WARNING THIS POST CONTAINS STATEMENTS THAT ARE NOT SUITABLE FOR BELIEVING EYES (send your kids to watch The Polar Express or something)
So my child is two and a half. Last Christmas season seeing a Santa elicited a cute little “ho ho ho” from him that we just couldn’t get enough of. It was so jolly coming out of that fat little face – a frivolous innocent moment of his childhood that will (barring any cognitively degenerative diseases and/or severe head trauma) forever be etched in the annals of my memory. Well, this year he is asking questions.
I haven’t answered with any statements of “fact” yet. I just kind of nebulously say “Well, he’s a jolly character who helps us remember Jesus’ birthday”. I’m really feeling the pressure. This kid remembers EVERYTHING, with an uncanny ability to then explain back to me what I’ve taught him along with several associations he’s made in his pint sized head and then offers follow-up questions. So I figure my current weak sauce answers might last me through another 48 hours. Max.
To preface this particular neurotic quandry of mine, I need to mention that when I was his age (well, three months older if we’re splitting hairs) an absolutely horrific lie was perpetrated in my life. Years later when I uncovered this lie I vowed I would never lie to my child. I never want to give my child a reason to question my word. Period.

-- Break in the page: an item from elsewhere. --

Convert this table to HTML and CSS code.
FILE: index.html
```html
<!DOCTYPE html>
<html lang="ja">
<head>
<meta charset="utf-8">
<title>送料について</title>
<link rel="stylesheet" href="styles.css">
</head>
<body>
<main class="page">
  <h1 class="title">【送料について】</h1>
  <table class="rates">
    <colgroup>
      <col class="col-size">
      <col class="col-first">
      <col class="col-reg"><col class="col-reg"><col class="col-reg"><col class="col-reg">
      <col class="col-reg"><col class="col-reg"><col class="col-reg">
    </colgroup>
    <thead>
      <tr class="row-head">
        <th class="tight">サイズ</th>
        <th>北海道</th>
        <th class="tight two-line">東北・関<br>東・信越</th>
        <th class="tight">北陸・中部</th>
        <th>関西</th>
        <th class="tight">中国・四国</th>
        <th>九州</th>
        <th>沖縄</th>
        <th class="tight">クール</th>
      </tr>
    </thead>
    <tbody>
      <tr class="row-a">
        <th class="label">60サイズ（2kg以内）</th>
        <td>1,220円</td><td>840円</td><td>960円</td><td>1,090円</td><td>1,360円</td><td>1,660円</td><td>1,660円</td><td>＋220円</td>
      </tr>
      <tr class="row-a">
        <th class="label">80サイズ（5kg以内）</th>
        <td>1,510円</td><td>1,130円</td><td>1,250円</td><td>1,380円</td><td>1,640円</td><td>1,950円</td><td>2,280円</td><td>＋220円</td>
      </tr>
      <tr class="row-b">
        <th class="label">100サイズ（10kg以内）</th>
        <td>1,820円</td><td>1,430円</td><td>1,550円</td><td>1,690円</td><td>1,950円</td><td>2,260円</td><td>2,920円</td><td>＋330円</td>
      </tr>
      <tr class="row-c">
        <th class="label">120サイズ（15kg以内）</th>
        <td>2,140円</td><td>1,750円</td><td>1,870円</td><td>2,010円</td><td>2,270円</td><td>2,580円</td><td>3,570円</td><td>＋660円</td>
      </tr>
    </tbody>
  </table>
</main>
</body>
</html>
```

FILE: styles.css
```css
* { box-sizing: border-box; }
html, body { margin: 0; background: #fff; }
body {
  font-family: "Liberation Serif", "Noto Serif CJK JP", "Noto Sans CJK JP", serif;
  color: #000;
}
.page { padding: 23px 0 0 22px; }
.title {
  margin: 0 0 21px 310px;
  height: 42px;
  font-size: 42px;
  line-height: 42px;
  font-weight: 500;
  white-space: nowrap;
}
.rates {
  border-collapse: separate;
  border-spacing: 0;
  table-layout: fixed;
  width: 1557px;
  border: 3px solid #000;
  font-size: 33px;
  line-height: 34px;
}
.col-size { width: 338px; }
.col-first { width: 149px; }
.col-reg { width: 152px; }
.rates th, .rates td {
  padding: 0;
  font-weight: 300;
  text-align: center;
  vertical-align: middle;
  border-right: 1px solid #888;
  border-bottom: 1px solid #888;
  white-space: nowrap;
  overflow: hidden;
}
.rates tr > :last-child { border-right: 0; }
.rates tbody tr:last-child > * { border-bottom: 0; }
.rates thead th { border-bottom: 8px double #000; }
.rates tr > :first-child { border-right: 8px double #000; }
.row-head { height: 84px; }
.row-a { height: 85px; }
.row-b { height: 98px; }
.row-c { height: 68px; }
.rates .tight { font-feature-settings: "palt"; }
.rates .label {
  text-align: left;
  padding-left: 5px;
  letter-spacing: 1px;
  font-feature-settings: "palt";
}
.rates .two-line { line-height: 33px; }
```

Enter the fat guy in the red suit. Or the Easter Bunny or the Tooth Fairy or whatever seemingly benign mythological being you want to insert. Is it damaging to go through childhood without these little white fables of magic? Am I sheltering him against things that pose no harm because of a knee jerk phobia of losing his trust later? How do I delineate between say Jesus, Super Why, Angels from Heaven and Curious George with someone who is purported to be developmentally unable to differentiate between fact and fiction in the first place? Do I even try? Isn’t it my job to tell him which is real and which is not and be telling the TRUTH (so far as I believe it to be such and so on yada yada disclaimer)? Do I assume that any harm done with these little tales will be undone eventually and the kid will be normal and still trust me? He’ll hate me in ten years no matter what, right? So just add this to the inevitable list of grievances a teenager has for a parent? Is this yet another convincing argument in favor of me returning to therapy? ARGH!!!! How do ANY of us ever emerge from childhood trusting anyone? Harumph.
I guess this means I welcome any advice - Santa related or otherwise. Ho ho ho indeed.